▶ _Do this_:
Include the line containing "MdArrowBack, MdArrowForward, MdRefresh" and all lines before it, repeated exactly from the listing below, without pictures.

▶ _Input for this task_:
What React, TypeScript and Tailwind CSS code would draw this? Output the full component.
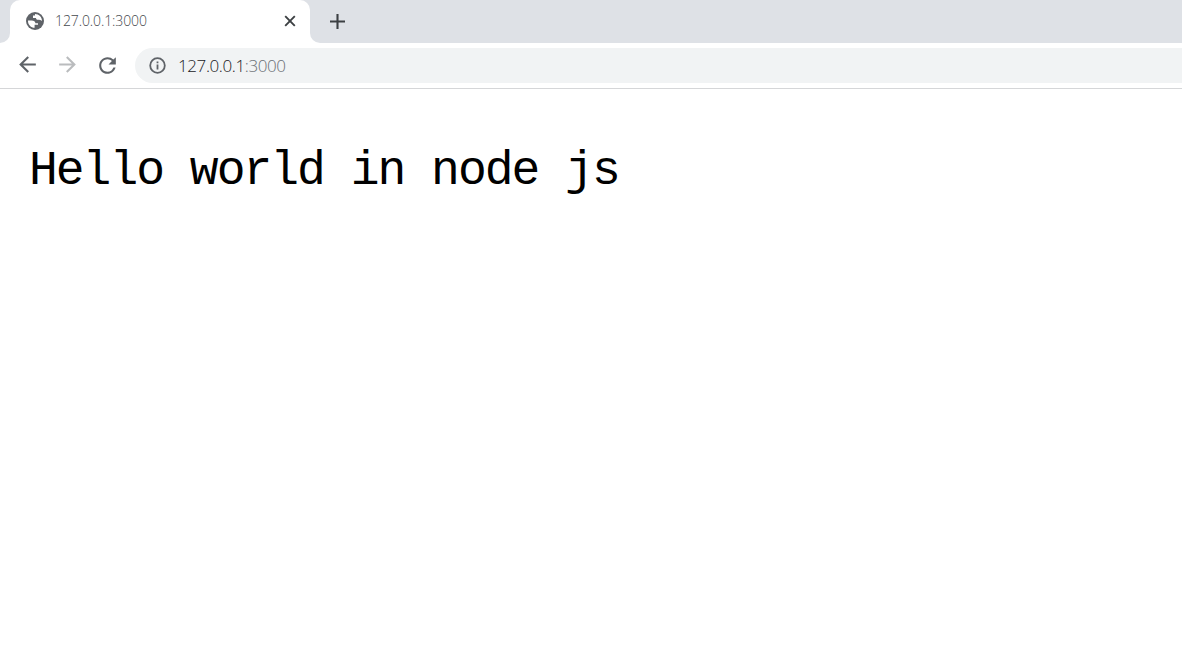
import React from 'react';
import { MdArrowBack, MdArrowForward, MdRefresh } from 'react-icons/md';

function GlobeIcon() {
  return (
    <svg viewBox="0 0 18 18" className="size-[18px]" fill="none">
      <circle cx="9" cy="9" r="9" fill="#5f6368" />
      <path
        d="M2 8.4 H5.6 C8 8.4 9.2 9.4 9.4 11.2 H12 V12.8 H8.6 V15.8 C5 15.8 2 12.8 2 9 Z"
        fill="#fff"
      />
      <path d="M9 2 C13 2 16 5.1 16 9 C14.5 8 13.6 7.8 12 7.8 C10.6 7.8 10 7 10 6 H7 V3.6 H9 Z" fill="#fff" />
    </svg>
  );
}

function TabStrip() {
  return (
    <div className="flex h-[43px] bg-white">
      <div className="w-[10px] rounded-br-[10px] bg-[#dee1e6]" />
      <div className="w-[300px] bg-[#dee1e6]">
        <div className="flex h-[42px] items-center rounded-t-[10px] bg-white pl-[16px] pr-[11px]">
          <GlobeIcon />
          <span className="ml-[11px] grow text-[14px] font-[350] leading-none tracking-[-0.1px] text-[#45494d]">127.0.0.1:3000</span>
          <svg viewBox="0 0 18 18" className="size-[18px]" fill="none" stroke="#3c4043" strokeWidth="1.9">
            <path d="M4.2 4.2 L13.8 13.8 M13.8 4.2 L4.2 13.8" />
          </svg>
        </div>
        <div className="h-px bg-white" />
      </div>
      <div className="flex grow items-center rounded-bl-[10px] bg-[#dee1e6] pb-px pl-[20px]">
        <svg viewBox="0 0 15 15" className="size-[15px]" fill="none" stroke="#3c4043" strokeWidth="2.1">
          <path d="M0 7.5 H15 M7.5 0 V15" />
        </svg>
      </div>
    </div>
  );
}

function Toolbar() {
  return (
    <div className="flex h-[46px] items-center border-b border-[#d5d6d8] bg-white pl-[15px]">
      <MdArrowBack className="mb-[2px] size-[25px] text-[#5f6368]" />
      <MdArrowForward className="mb-[2px] ml-[15px] size-[25px] text-[#babcbe]" />
      <MdRefresh className="mb-px ml-[15px] size-[25px] text-[#5f6368]" />
      <div className="ml-[15px] flex h-[35px] grow items-center rounded-l-full bg-[#f1f3f4] pl-[14px]">
        <svg viewBox="0 0 17 17" className="size-[17px]" fill="none" stroke="#5f6368" strokeWidth="1.8">
          <circle cx="8.5" cy="8.5" r="7.3" />
          <path d="M8.5 7.6 V12.5 M8.5 4.4 V6.2" />
        </svg>
        <span className="ml-[12px] text-[17px] font-[350] leading-none tracking-[-0.4px] text-[#202124]">
          127.0.0.1<span className="text-[#6b6f74]">:3000</span>
        </span>
      </div>
    </div>
  );
}

export default function App() {
  return (
    <div className="h-[654px] w-full overflow-hidden bg-white font-['Open_Sans','Noto_Sans',sans-serif]">
      <TabStrip />
      <Toolbar />
      <pre className="pl-[29px] pt-[54px] font-['Liberation_Mono',monospace] text-[48px] leading-[56px] tracking-[-2px] text-black">Hello world in node js</pre>
    </div>
  );
}
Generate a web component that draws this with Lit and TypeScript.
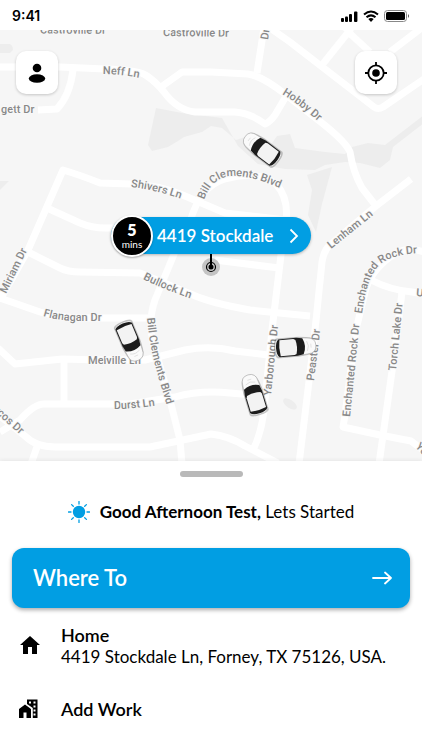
import { LitElement, html, svg, css } from "lit";
import { customElement } from "lit/decorators.js";

const ROADS = [
  "M0 67H60L105 69Q140 70 147 76Q156 82 164 92Q177 110 195 112H235Q250 113 265 124Q270 122 275 115L285 98",
  "M161 87L182 72H211L248 74Q262 76 285 94L322 123Q346 142 350 152Q353 172 362 188L376 206L411 179",
  "M73 70Q70 95 57 109L38 110",
  "M264 28L257 73",
  "M270 28L290 42L374 107Q378 110 383 107L424 79",
  "M322 65L350 30L338 24M346 30L370 52",
  "M390 52L424 26",
  "M376 206L330 245Q324 250 322 262L314 340L299 464",
  "M0 300L28 250L63 170Q80 175 100 183L131 184Q160 185 185 196L225 213L286 220",
  "M190 222Q200 186 225 179Q258 170 276 184Q289 198 286 222L281 255L272 330L265 400Q263 430 253 450",
  "M47 208L80 223Q92 228 105 228H140",
  "M28 252L60 268Q68 272 80 272L140 273L193 295Q211 303 250 310L310 316",
  "M0 298L40 312Q60 318 90 318H153",
  "M182 235L155 300Q148 320 153 342L172 408L180 440L182 464",
  "M215 260L279 268",
  "M-2 348L15 364L62 359L100 360H145L185 350Q210 345 235 351L268 355",
  "M64 360V403",
  "M0 432L20 420Q34 404 44 404H130L175 397Q200 390 230 393L265 396",
  "M-5 412L25 436Q36 447 55 447H150L211 434Q229 436 245 446L278 463",
  "M38 444L31 464",
  "M424 252Q405 245 390 257Q370 272 365 292L356 330L345 415L343 427L380 435L411 441L424 451",
  "M371 280Q390 290 412 292L424 294",
  "M402 292L395 350L379 464",
];

const WATER = [
  "M0 44H10Q13 46 13 50L10 53H0Z",
  "M156 108L148 145L152 151L168 147L178 141L184 137L202 132L211 126L222 128L236 140L248 136L270 146L277 136L290 134L295 148L325 152L345 154L352 147L368 143L385 145L424 115V123L393 147L390 160L380 168L360 163L345 162L325 165L315 170L285 169L258 164L238 146L222 118L182 113Z",
  "M332 167L307 175L312 190L308 215L316 232L322 204Z",
  "M0 181H9L0 190Z",
];

const LABELS = [
  { d: "M40 33.5L140 34", text: "Castroville Dr" },
  { d: "M163 36L260 37", text: "Castroville Dr" },
  { d: "M268 40L271 20", text: "Dr" },
  { d: "M103 74Q124 74 155 81", text: "Neff Ln" },
  { d: "M1 113H60", text: "gett Dr" },
  { d: "M282 94Q305 108 334 136", text: "Hobby Dr" },
  { d: "M131 187Q160 190 200 206", text: "Shivers Ln" },
  { d: "M204 200Q212 177 232 176Q254 175 290 193", text: "Bill Clements Blvd" },
  { d: "M331 249L392 200", text: "Lenham Ln" },
  { d: "M6 294L36 232", text: "Miriam Dr" },
  { d: "M143 279Q166 291 210 305", text: "Bullock Ln" },
  { d: "M43 316Q60 321 78 321H130", text: "Flanagan Dr" },
  { d: "M147 318L149 336Q153 365 178 440", text: "Bill Clements Blvd" },
  { d: "M88 364H170", text: "Melville Ln" },
  { d: "M114 409Q140 409 175 402", text: "Durst Ln" },
  { d: "M-18 401L32 445", text: "Marcos Dr" },
  { d: "M271 396L281 296", text: "Yarborough Dr" },
  { d: "M314 381L324 300", text: "Peaster Dr" },
  { d: "M350 417L363 290", text: "Enchanted Rock Dr" },
  { d: "M362 314Q366 284 374 272Q384 254 422 253", text: "Enchanted Rock Dr" },
  { d: "M396 371L407 260", text: "Torch Lake Dr" },
  { d: "M416 296L440 298", text: "Un" },
  { d: "M415 447L440 472", text: "York" },
];

const CARS = [
  { x: 262, y: 149, turn: -53 },
  { x: 130, y: 341, turn: 157 },
  { x: 295, y: 347, turn: 85 },
  { x: 254, y: 395, turn: -17 },
];

@customElement("street-map")
class StreetMap extends LitElement {
  static styles = css`
    :host { display: block; }
    .map { display: block; width: 100%; height: 100%; background: #f6f6f6; }
    .water { fill: #ededed; }
    .road { fill: none; stroke: #fff; stroke-width: 7; stroke-linejoin: round; }
    .label {
      font: 500 11px Roboto, "Liberation Sans", sans-serif;
      fill: #888;
      stroke: #f8f8f8;
      stroke-width: 2;
      paint-order: stroke;
    }
    .shade { fill: #0003; }
    .body { fill: #fafafa; stroke: #aaa; stroke-width: 0.6; }
    .glass { fill: #1c1c1c; }
    .roof { fill: #f3f3f3; }
    .hood { fill: none; stroke: #ddd; stroke-width: 0.8; }
  `;

  render() {
    return html`<svg class="map" viewBox="0 30 422 431" preserveAspectRatio="xMidYMid slice" role="img" aria-label="Street map">
      ${WATER.map((d) => svg`<path class="water" d=${d} />`)}
      <ellipse class="water" cx="290" cy="404" rx="8" ry="4" transform="rotate(35 290 404)" />
      ${ROADS.map((d) => svg`<path class="road" d=${d} />`)}
      ${LABELS.map(
        (l, i) => svg`<path id=${"street" + i} d=${l.d} fill="none" />
          <text class="label"><textPath href=${"#street" + i}>${l.text}</textPath></text>`
      )}
      ${CARS.map(
        (c) => svg`<g transform=${`translate(${c.x} ${c.y}) rotate(${c.turn})`}>
          <path class="shade" d="M-9-12Q-8-21 0-21Q8-21 9-12L10-4V18Q9 21 0 21Q-9 21-10 18V-4Z" />
          <path class="body" d="M-8-12Q-8-21 0-21Q8-21 8-12L9-4V17Q8 20 0 20Q-8 20-9 17V-4Z" />
          <path class="glass" d="M-8-8Q0-12 8-8L9-2V16Q7 19 0 19Q-7 19-9 16V-2Z" />
          <path class="roof" d="M-7-1Q0-3 7-1L8 1V15Q0 16.500-8 15V1Z" />
          <path class="hood" d="M-5-12Q0-15 5-12M-2-16H2" />
        </g>`
      )}
    </svg>`;
  }
}

@customElement("app-root")
class AppRoot extends LitElement {
  static styles = css`
    :host {
      display: flex;
      flex-direction: column;
      min-height: 100vh;
      background: #fff;
      color: #000;
      font-family: Lato, "Open Sans", sans-serif;
    }
    * { box-sizing: border-box; }
    svg { display: block; }
    button { border: 0; padding: 0; font: inherit; color: inherit; cursor: pointer; }
    .status {
      display: flex;
      align-items: center;
      justify-content: space-between;
      height: 30px;
      padding: 2px 12px 0;
      font: 600 14px/20px Inter, sans-serif;
    }
    .area { position: relative; display: flex; flex: 1; min-height: 431px; }
    .canvas { position: absolute; inset: 0; }
    .tools {
      position: absolute;
      top: 21px;
      left: 16px;
      right: 25px;
      display: flex;
      justify-content: space-between;
    }
    .tool {
      display: grid;
      place-items: center;
      width: 42px;
      height: 43px;
      border-radius: 10px;
      background: #fff;
      box-shadow: 0 1px 3px #0003;
    }
    .marker {
      position: relative;
      display: flex;
      flex-direction: column;
      align-items: center;
      margin: auto;
      padding-top: 4px;
    }
    .place {
      display: flex;
      align-items: center;
      gap: 4px;
      height: 37px;
      padding-right: 12px;
      border-radius: 20px;
      background: #019ee3;
      color: #fff;
      font-size: 17px;
      line-height: 20px;
      font-weight: 600;
      box-shadow: 0 1px 3px #0004;
    }
    .street { width: 128px; white-space: nowrap; text-align: left; }
    .eta {
      display: flex;
      flex-direction: column;
      align-items: center;
      justify-content: center;
      width: 42px;
      height: 42px;
      border: 2px solid #fff;
      border-radius: 50%;
      background: #000;
      font-size: 10px;
      line-height: 12px;
      font-weight: 400;
      box-shadow: 0 1px 2px #0004;
    }
    .eta strong { font-size: 16px; line-height: 16px; font-weight: 800; }
    .sheet {
      position: relative;
      display: flex;
      flex-direction: column;
      padding: 10px 12px 29px;
      background: #fff;
      box-shadow: 0 -1px 4px #0001;
    }
    .grip { width: 63px; height: 6px; border-radius: 3px; background: #b9b9b9; align-self: center; }
    .greeting {
      display: flex;
      align-items: center;
      justify-content: center;
      gap: 10px;
      margin: 23px 0 24px;
      font-size: 17px;
      line-height: 24px;
      font-weight: 400;
    }
    .greeting strong { font-weight: 700; }
    .where {
      display: flex;
      align-items: center;
      justify-content: space-between;
      height: 60px;
      padding: 0 18px 0 21px;
      border-radius: 12px;
      background: #019ee3;
      color: #fff;
      font-size: 22px;
      line-height: 28px;
      font-weight: 600;
      box-shadow: 0 2px 4px #0005;
    }
    .spots { display: flex; flex-direction: column; gap: 30px; margin: 15px 0 0; padding: 0 6px; list-style: none; }
    .spot {
      display: flex;
      align-items: center;
      gap: 19px;
      width: 100%;
      background: none;
      text-align: left;
      font-size: 17px;
      line-height: 24px;
      font-weight: 400;
    }
    .name { display: block; font-size: 18px; font-weight: 600; }
    .address { display: block; line-height: 20px; }
  `;

  render() {
    return html`
      <header class="status">
        <span>9:41</span>
        <svg width="70" height="14" viewBox="0 0 70 14" aria-hidden="true">
          <rect x="1" y="9" width="3" height="4" rx="1" />
          <rect x="5" y="7.500" width="3" height="5.500" rx="1" />
          <rect x="9" y="5" width="3" height="8" rx="1" />
          <rect x="14" y="2.500" width="3.400" height="10.500" rx="1" />
          <g fill="none" stroke="#000" stroke-width="2">
            <path d="M24 5.500Q31-0.500 38 5.500M26.500 8.300Q31 4.500 35.500 8.300" />
          </g>
          <path d="M28.300 10Q31 8 33.700 10L31 13Z" />
          <rect x="44.500" y="1.500" width="22" height="11" rx="3" fill="none" stroke="#888" />
          <rect x="46" y="3" width="19" height="8" rx="1.500" />
          <path d="M68 5Q70 7 68 9Z" fill="#555" />
        </svg>
      </header>
      <main class="area">
        <street-map class="canvas"></street-map>
        <div class="tools">
          <button class="tool" aria-label="Profile">
            <svg width="24" height="24" viewBox="0 0 24 24">
              <circle cx="12" cy="7" r="4.300" />
              <ellipse cx="12" cy="17.500" rx="8.200" ry="4.300" />
            </svg>
          </button>
          <button class="tool" aria-label="My location">
            <svg width="24" height="24" viewBox="0 0 24 24">
              <circle cx="12" cy="12" r="3.800" />
              <circle cx="12" cy="12" r="7.700" fill="none" stroke="#000" stroke-width="1.800" />
              <path d="M12 1V4.500M12 19.500V23M1 12H4.500M19.500 12H23" stroke="#000" stroke-width="1.800" />
            </svg>
          </button>
        </div>
        <div class="marker">
          <button class="place">
            <span class="eta"><strong>5</strong>mins</span>
            <span class="street">4419 Stockdale</span>
            <svg width="10" height="16" viewBox="0 0 10 16" fill="none" stroke="#fff" stroke-width="1.800">
              <path d="M1.500 1.500L8 8L1.500 14.500" />
            </svg>
          </button>
          <svg width="20" height="24" viewBox="0 0 20 24" aria-hidden="true">
            <circle cx="10" cy="13" r="9" fill="#c4c4c4" />
            <circle cx="10" cy="13" r="4.500" fill="none" stroke="#000" stroke-width="1.200" />
            <circle cx="10" cy="13" r="2.500" />
            <path d="M10 0V13" stroke="#000" stroke-width="2" />
          </svg>
        </div>
      </main>
      <section class="sheet">
        <div class="grip"></div>
        <div class="greeting">
          <svg width="22" height="22" viewBox="0 0 22 22" aria-hidden="true">
            <circle cx="11" cy="11" r="6.200" fill="#019ee3" />
            <path
              d="M11 0.500V3M11 19V21.500M0.500 11H3M19 11H21.500M3.600 3.600L5.300 5.300M16.700 16.700L18.400 18.400M3.600 18.400L5.300 16.700M16.700 5.300L18.400 3.600"
              stroke="#019ee3" stroke-width="1.300" stroke-linecap="round"
            />
          </svg>
          <span><strong>Good Afternoon Test,</strong> Lets Started</span>
        </div>
        <button class="where">
          Where To
          <svg width="20" height="14" viewBox="0 0 20 14" fill="none" stroke="#fff" stroke-width="1.800" stroke-linecap="round" stroke-linejoin="round">
            <path d="M1 7H19M13 1.500L19 7L13 12.500" />
          </svg>
        </button>
        <ul class="spots">
          <li>
            <button class="spot">
              <svg width="24" height="24" viewBox="0 0 24 24"><path d="M12 3L22 12H19V21H14V14H10V21H5V12H2Z" /></svg>
              <span><span class="name">Home</span><span class="address">4419 Stockdale Ln, Forney, TX 75126, USA.</span></span>
            </button>
          </li>
          <li>
            <button class="spot">
              <svg width="24" height="24" viewBox="0 0 24 24">
                <path d="M1 12V21H5.500V15.500H8.500V21H13V12L7 7.500Z" />
                <path fill-rule="evenodd" d="M9 2.500V7L14.800 11V21H19.500V2.500ZM11 4.500H13V6.500H11ZM15.500 4.500H17.500V6.500H15.500ZM15.500 8.500H17.500V10.500H15.500ZM15.500 12.500H17.500V14.500H15.500ZM15.500 16.500H17.500V18.500H15.500Z" />
              </svg>
              <span class="name">Add Work</span>
            </button>
          </li>
        </ul>
      </section>
    `;
  }
}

▶ _Answer to the task_:
What React, TypeScript and Tailwind CSS code would draw this? Output the full component.
import React from 'react';
import { MdArrowBack, MdArrowForward, MdRefresh } from 'react-icons/md';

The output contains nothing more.